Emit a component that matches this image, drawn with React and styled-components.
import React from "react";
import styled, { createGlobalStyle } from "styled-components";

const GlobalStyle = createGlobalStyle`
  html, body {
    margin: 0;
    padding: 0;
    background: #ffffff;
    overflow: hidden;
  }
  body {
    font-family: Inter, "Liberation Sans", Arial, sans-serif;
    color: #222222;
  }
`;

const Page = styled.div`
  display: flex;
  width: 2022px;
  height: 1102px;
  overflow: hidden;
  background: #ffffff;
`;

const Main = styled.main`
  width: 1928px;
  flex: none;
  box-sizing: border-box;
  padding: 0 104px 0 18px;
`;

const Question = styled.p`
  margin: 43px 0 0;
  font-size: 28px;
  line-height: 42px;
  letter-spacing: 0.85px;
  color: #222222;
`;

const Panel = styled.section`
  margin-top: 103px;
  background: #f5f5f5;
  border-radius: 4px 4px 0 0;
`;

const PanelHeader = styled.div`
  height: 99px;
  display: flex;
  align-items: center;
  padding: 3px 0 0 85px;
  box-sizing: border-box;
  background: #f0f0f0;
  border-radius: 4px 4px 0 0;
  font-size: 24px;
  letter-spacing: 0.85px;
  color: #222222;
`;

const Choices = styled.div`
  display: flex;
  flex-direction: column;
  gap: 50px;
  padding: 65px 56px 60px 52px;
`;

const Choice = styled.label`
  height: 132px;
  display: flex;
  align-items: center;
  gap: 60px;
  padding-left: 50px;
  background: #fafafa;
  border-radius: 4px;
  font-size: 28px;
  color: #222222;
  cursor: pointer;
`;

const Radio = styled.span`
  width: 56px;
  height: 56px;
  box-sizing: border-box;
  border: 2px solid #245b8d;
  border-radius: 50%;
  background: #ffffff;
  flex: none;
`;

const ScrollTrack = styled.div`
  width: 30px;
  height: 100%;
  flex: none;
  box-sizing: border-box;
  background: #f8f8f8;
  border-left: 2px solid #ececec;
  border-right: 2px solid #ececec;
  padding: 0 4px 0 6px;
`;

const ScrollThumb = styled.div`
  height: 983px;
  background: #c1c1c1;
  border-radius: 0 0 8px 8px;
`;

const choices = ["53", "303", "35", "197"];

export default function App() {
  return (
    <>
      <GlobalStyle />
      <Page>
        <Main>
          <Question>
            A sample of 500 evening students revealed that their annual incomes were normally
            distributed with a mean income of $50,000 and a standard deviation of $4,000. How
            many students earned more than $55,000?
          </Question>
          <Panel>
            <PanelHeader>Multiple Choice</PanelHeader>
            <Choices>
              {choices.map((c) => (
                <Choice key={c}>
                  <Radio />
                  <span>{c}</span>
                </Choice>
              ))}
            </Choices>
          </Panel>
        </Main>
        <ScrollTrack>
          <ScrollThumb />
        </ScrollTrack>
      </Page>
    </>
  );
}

__________________________________________________

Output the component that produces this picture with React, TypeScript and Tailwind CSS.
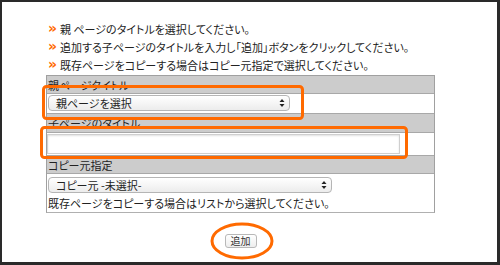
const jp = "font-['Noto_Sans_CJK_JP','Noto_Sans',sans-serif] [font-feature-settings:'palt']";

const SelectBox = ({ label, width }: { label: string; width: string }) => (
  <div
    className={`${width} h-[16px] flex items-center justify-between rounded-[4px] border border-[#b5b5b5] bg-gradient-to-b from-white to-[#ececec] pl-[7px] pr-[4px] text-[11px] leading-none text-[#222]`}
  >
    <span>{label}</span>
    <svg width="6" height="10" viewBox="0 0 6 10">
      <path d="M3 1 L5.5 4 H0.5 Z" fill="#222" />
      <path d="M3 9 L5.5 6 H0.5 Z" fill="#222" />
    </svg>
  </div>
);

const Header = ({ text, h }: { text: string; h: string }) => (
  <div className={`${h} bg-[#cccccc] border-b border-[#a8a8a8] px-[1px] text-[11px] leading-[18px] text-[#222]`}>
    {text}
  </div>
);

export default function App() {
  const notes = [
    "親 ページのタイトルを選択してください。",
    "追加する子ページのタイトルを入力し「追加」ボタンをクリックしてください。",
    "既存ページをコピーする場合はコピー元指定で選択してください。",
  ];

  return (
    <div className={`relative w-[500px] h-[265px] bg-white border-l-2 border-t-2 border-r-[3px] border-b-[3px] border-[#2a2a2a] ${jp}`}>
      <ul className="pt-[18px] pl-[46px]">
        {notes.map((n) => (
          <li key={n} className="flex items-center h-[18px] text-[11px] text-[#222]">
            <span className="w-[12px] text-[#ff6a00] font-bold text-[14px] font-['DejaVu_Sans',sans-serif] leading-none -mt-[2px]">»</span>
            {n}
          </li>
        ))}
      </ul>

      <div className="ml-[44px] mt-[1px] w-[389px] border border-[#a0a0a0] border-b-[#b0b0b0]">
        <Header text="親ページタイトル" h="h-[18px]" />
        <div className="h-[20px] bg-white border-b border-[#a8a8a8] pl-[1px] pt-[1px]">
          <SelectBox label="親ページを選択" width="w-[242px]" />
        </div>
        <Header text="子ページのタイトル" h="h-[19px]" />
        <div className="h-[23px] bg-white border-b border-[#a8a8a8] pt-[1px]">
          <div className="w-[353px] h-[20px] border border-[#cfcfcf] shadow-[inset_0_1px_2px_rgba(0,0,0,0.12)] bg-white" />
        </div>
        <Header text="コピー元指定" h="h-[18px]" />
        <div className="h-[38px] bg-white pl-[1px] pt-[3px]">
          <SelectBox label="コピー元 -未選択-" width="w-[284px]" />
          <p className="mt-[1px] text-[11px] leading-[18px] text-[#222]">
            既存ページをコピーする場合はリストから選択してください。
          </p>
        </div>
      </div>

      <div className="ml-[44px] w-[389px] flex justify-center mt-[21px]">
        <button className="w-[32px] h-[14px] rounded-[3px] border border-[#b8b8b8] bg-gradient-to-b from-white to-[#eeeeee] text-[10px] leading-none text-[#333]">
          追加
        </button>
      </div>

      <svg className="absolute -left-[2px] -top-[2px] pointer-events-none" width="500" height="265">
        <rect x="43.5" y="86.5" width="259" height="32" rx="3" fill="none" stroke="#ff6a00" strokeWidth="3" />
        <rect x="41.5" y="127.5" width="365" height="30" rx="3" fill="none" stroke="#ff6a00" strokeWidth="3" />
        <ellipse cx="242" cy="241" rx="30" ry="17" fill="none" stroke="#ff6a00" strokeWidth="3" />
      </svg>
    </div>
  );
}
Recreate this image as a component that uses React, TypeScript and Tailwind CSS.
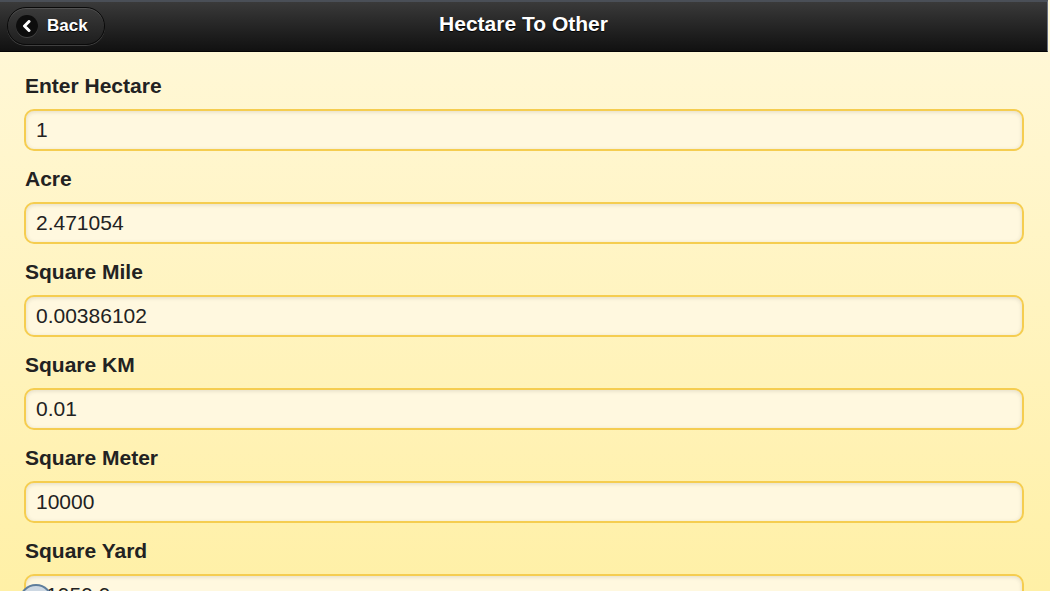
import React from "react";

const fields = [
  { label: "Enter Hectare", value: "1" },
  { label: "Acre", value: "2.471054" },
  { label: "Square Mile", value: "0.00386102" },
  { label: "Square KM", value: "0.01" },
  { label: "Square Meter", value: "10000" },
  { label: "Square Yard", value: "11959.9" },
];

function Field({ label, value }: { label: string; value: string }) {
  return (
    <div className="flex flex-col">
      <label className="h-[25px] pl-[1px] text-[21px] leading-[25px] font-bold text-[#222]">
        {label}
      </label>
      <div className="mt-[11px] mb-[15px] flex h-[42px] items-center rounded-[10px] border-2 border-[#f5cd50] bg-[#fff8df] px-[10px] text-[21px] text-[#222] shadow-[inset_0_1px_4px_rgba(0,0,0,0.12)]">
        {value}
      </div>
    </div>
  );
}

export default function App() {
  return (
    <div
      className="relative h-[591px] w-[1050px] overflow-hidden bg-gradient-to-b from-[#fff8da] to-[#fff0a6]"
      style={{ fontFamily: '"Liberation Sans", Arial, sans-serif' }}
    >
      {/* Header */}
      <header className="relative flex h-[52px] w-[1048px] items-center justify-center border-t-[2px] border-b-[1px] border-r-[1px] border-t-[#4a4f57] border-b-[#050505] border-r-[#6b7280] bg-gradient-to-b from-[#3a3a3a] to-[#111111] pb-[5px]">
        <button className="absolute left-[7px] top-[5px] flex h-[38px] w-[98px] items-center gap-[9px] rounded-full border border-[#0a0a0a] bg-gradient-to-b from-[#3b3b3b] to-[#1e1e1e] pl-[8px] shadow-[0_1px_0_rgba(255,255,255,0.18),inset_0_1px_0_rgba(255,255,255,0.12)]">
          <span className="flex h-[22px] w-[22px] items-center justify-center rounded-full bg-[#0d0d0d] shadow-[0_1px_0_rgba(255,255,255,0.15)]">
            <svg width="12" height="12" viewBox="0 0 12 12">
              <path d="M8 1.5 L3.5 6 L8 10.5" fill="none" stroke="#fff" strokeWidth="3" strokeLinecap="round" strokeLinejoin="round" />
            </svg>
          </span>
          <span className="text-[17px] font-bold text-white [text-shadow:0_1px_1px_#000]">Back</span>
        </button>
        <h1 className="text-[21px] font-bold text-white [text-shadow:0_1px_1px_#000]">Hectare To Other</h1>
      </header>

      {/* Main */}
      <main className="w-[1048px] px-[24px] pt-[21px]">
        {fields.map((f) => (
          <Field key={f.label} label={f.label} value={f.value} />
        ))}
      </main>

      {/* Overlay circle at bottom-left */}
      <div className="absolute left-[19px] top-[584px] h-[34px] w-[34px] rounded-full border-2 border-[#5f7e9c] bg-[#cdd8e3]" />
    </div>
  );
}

__________________________________________________

Give the number of lines in the data that contain "TypeScript", with no other words.

#### Solution for this exercise
2